§ **Objective**: Give the data below again exactly as it stands. Omit the pictures.

§ **Collected material**:

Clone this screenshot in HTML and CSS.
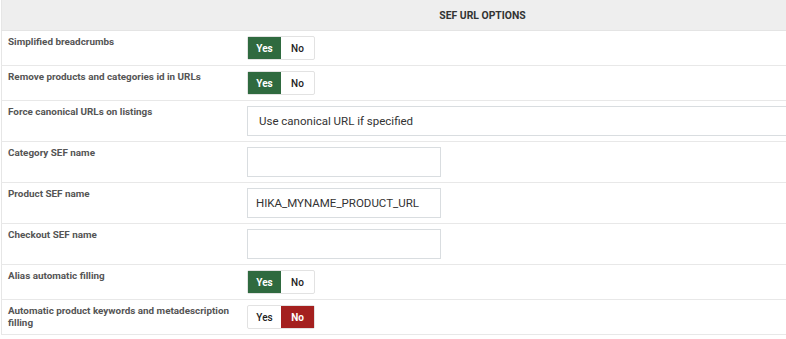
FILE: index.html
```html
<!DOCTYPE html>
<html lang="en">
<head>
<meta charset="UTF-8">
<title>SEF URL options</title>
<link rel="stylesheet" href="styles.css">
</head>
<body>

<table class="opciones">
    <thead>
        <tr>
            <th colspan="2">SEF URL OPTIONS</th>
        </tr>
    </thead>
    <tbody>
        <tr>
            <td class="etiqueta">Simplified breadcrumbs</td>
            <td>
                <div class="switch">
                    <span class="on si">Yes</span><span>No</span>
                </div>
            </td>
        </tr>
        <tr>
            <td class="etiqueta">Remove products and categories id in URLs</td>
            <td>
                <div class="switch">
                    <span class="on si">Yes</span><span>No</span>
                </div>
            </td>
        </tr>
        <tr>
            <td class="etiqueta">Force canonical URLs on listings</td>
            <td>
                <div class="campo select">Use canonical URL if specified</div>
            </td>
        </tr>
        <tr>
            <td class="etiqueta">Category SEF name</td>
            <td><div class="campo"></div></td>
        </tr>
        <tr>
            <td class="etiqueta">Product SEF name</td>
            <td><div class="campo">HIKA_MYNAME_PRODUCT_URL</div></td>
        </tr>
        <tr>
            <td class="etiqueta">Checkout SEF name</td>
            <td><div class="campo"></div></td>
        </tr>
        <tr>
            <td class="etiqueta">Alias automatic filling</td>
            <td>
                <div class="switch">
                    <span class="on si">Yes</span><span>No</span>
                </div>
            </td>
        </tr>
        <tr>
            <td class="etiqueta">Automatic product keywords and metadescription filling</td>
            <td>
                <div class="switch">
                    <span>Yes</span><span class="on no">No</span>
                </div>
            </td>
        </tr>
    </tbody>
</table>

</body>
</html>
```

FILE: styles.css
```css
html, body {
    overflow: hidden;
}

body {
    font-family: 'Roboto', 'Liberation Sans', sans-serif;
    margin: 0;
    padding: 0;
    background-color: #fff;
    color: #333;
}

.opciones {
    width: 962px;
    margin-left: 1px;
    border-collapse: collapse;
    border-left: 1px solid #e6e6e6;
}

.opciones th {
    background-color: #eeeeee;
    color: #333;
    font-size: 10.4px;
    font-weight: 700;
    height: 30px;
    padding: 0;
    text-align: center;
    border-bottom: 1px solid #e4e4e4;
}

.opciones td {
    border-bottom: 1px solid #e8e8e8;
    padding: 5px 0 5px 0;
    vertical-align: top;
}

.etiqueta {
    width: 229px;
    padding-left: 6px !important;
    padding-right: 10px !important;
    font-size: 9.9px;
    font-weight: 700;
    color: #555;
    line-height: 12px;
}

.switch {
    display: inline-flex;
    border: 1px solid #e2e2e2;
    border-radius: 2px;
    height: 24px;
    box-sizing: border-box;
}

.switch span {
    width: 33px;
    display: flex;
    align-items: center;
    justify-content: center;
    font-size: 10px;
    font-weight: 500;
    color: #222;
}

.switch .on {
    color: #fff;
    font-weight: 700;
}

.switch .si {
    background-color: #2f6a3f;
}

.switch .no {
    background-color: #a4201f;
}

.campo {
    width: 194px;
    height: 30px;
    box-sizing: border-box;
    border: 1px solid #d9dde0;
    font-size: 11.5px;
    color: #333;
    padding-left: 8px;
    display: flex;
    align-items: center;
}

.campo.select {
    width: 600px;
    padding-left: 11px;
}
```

§ **Solved exercise**:
Clone this screenshot in HTML and CSS.
FILE: index.html
```html
<!DOCTYPE html>
<html lang="en">
<head>
<meta charset="UTF-8">
<title>SEF URL options</title>
<link rel="stylesheet" href="styles.css">
</head>
<body>

<table class="opciones">
    <thead>
        <tr>
            <th colspan="2">SEF URL OPTIONS</th>
        </tr>
    </thead>
    <tbody>
        <tr>
            <td class="etiqueta">Simplified breadcrumbs</td>
            <td>
                <div class="switch">
                    <span class="on si">Yes</span><span>No</span>
                </div>
            </td>
        </tr>
        <tr>
            <td class="etiqueta">Remove products and categories id in URLs</td>
            <td>
                <div class="switch">
                    <span class="on si">Yes</span><span>No</span>
                </div>
            </td>
        </tr>
        <tr>
            <td class="etiqueta">Force canonical URLs on listings</td>
            <td>
                <div class="campo select">Use canonical URL if specified</div>
            </td>
        </tr>
        <tr>
            <td class="etiqueta">Category SEF name</td>
            <td><div class="campo"></div></td>
        </tr>
        <tr>
            <td class="etiqueta">Product SEF name</td>
            <td><div class="campo">HIKA_MYNAME_PRODUCT_URL</div></td>
        </tr>
        <tr>
            <td class="etiqueta">Checkout SEF name</td>
            <td><div class="campo"></div></td>
        </tr>
        <tr>
            <td class="etiqueta">Alias automatic filling</td>
            <td>
                <div class="switch">
                    <span class="on si">Yes</span><span>No</span>
                </div>
            </td>
        </tr>
        <tr>
            <td class="etiqueta">Automatic product keywords and metadescription filling</td>
            <td>
                <div class="switch">
                    <span>Yes</span><span class="on no">No</span>
                </div>
            </td>
        </tr>
    </tbody>
</table>

</body>
</html>
```

FILE: styles.css
```css
html, body {
    overflow: hidden;
}

body {
    font-family: 'Roboto', 'Liberation Sans', sans-serif;
    margin: 0;
    padding: 0;
    background-color: #fff;
    color: #333;
}

.opciones {
    width: 962px;
    margin-left: 1px;
    border-collapse: collapse;
    border-left: 1px solid #e6e6e6;
}

.opciones th {
    background-color: #eeeeee;
    color: #333;
    font-size: 10.4px;
    font-weight: 700;
    height: 30px;
    padding: 0;
    text-align: center;
    border-bottom: 1px solid #e4e4e4;
}

.opciones td {
    border-bottom: 1px solid #e8e8e8;
    padding: 5px 0 5px 0;
    vertical-align: top;
}

.etiqueta {
    width: 229px;
    padding-left: 6px !important;
    padding-right: 10px !important;
    font-size: 9.9px;
    font-weight: 700;
    color: #555;
    line-height: 12px;
}

.switch {
    display: inline-flex;
    border: 1px solid #e2e2e2;
    border-radius: 2px;
    height: 24px;
    box-sizing: border-box;
}

.switch span {
    width: 33px;
    display: flex;
    align-items: center;
    justify-content: center;
    font-size: 10px;
    font-weight: 500;
    color: #222;
}

.switch .on {
    color: #fff;
    font-weight: 700;
}

.switch .si {
    background-color: #2f6a3f;
}

.switch .no {
    background-color: #a4201f;
}

.campo {
    width: 194px;
    height: 30px;
    box-sizing: border-box;
    border: 1px solid #d9dde0;
    font-size: 11.5px;
    color: #333;
    padding-left: 8px;
    display: flex;
    align-items: center;
}

.campo.select {
    width: 600px;
    padding-left: 11px;
}
```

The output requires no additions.